うーん、、、書いてて、どっちにしろ死ぬならどうでもいいような気もしてきたな・・・
というか、どっちにしろ死ぬなら5000万のマンションで優雅に過ごした方がよくない? って気がしてきたぞ。
(とはいえ現実には「倒壊せず生き残ったものの、仕事ができなくなって収入が減りローンや積立金が払えなくなる」みたいなリスクを考えるとなかなかそっちには行けないわけですが)
バリエーションで「30年後、購入価格の半額で売却できた場合」みたいなのは容易に試算できるかと思いますので、将来はこうなる、という想定があるのならそれで試算してみるのもありかと思います。
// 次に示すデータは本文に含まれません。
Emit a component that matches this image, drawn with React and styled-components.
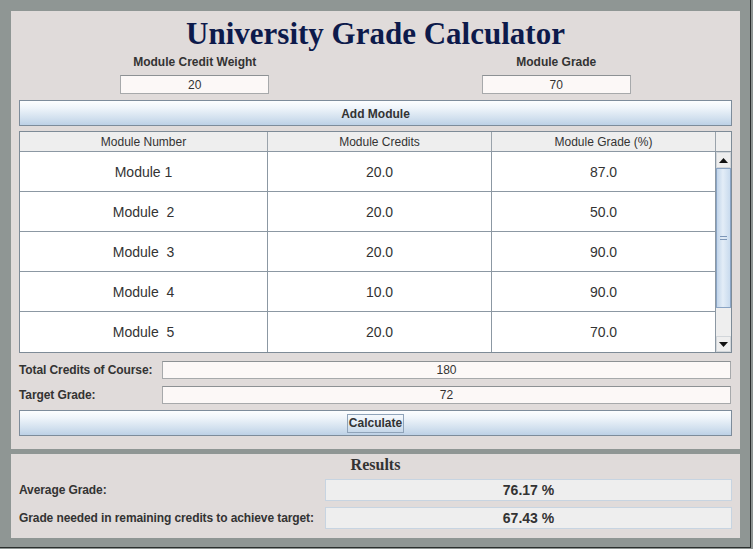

修繕積立金はマンションの表示価格にちゃんと上乗せして判断すること
まぁこういう試算結果の額自体にはあまり意味がないとはいえ、買うときに価格を比べるなら、こういう感じで比べた方がいいんだろうな、と心にとどめておきたい感じです。
こういう感じっていうのはつまり、
・1000万円のマンションは本当は1600万円で
・5000万円のマンションは本当は5600万円だ
といったイメージです。
(もちろん上の例のとおり修繕積立金は途中で上がっていく可能性が高いので誤差は見込んでおく必要があります。特に月額1万円を切っているような物件でそのままダイレクトに計算すると誤差が大きくなる悪寒・・・)
不動産屋は絶対に(最初は)こういう説明はしてくれません。高く感じられるような情報は出さないので、固定資産税がいくらかかる、といった説明も(客が聞くまでは)基本的にしないようにしているようです。(なぜかローンの金利だけは聞いてもいないのに説明してくる)
じゃあどういう説明をするかというと、
・「賃貸の家賃」と「住宅ローンの支払月額」とだけ
を比べて
・「変わらない!」とか「安い!」といった説明
します。
おぃおぃ、あンた自分ところで作ったパンフレットに書いてある修繕積立金とか管理費は無視ですか?と最初ビビったのですが、どこの不動産屋もそうらしい。
というわけで、アホな試算とは書きましたが実際このように試算をしてみると、
広告に大きく載っているマンションの価格表示だけで
「これくらいの価格のマンションなら買っても大丈夫なのでは・・・」
とか
「こんな高いのはイヤだけどこっちなら1/3くらいの価格だから割安なのでは?」
みたいに考えるのは判断を誤らせることになりそう、というのが実感できるかと思います。
ゼニカネについていえば、サイフから出て行く額だけが真実なのです。
・・・という感じで長くなったので管理費については次回に回します。